Hi everyone.
One thing I've never really explored in much depth is how to use interrupts on the cpc.
I'm wondering - is there a way to know which interrupt is about to happen, without keeping a counter?
Missing an interrupt (due to the previous interrupt code taking a bit too long, or if interrupts are briefly disabled) will cause the counter method to fail, I would think.
B8BF is native firmware counter 6,5,4,3,2,1 used to scan keyboard. When you wait for vsyn and set B8BF to 1 , next interrupt will be setting 1 to 6 and scan keyboard.
More generally, no there is no way of knowing which interrupt it was. The hardware just generates an interrupt periodically and doesn't really care about how many have occurred so far.
I'd assume the firmware checks for frame flyback and uses that to figure out when to reset its counter, but I've never looked into it that deeply.

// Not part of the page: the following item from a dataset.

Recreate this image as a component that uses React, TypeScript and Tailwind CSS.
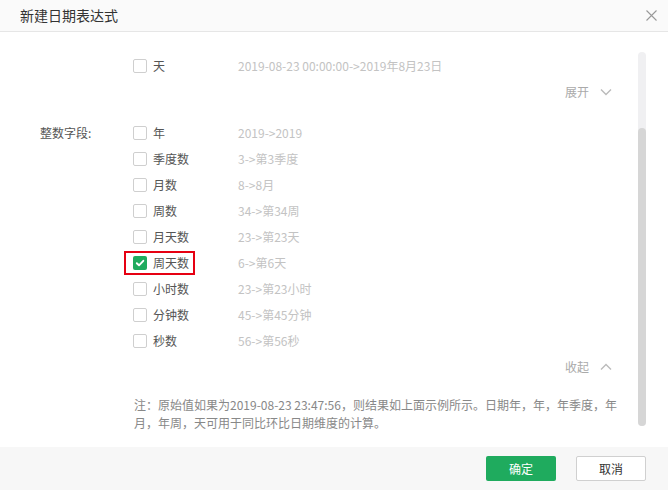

For the most part it's not likely to be an issue unless you're disabling interrupts for extended periods of time (say because you're using the stack to clear RAM or something). Or you're doing most of your work inside an interrupt handler. It's probably one of those things only worth worrying about when it becomes an actual issue, as refactoring the design can usually eliminate the issue.
Of course this counter is desynchronized with vsync and when you use DI for too long or disk routines. Then you need to re-synchronize. wait for Vsync and set the counter. This is also a way to force the interrupt to be used for keyboard scanning and tick clock 300Hz
Thanks all, that's very useful info.
The only reason I want to be able to have interrupts active is to, at some point, have interrupt-driven music. I guess I could have a variable (hasMusicPlayed or something like that), which is reset on vsync, and then any interrupt afterwards checks it, plays music if the variable is 0, and then sets the variable to 1, so that music isn't played again until after the next vsync.
This is just initial thoughts on the idea, so I might be barking up the wrong tree!
If you're in a position you can reset a variable on every frame, you might just as well call the music player directly at that point instead. There's nothing special about "interrupt driven" music, other than it's designed to be called periodically.
Yes I guess you're right.
I'll still experiment with interrupt-driven music, just out of curiosity.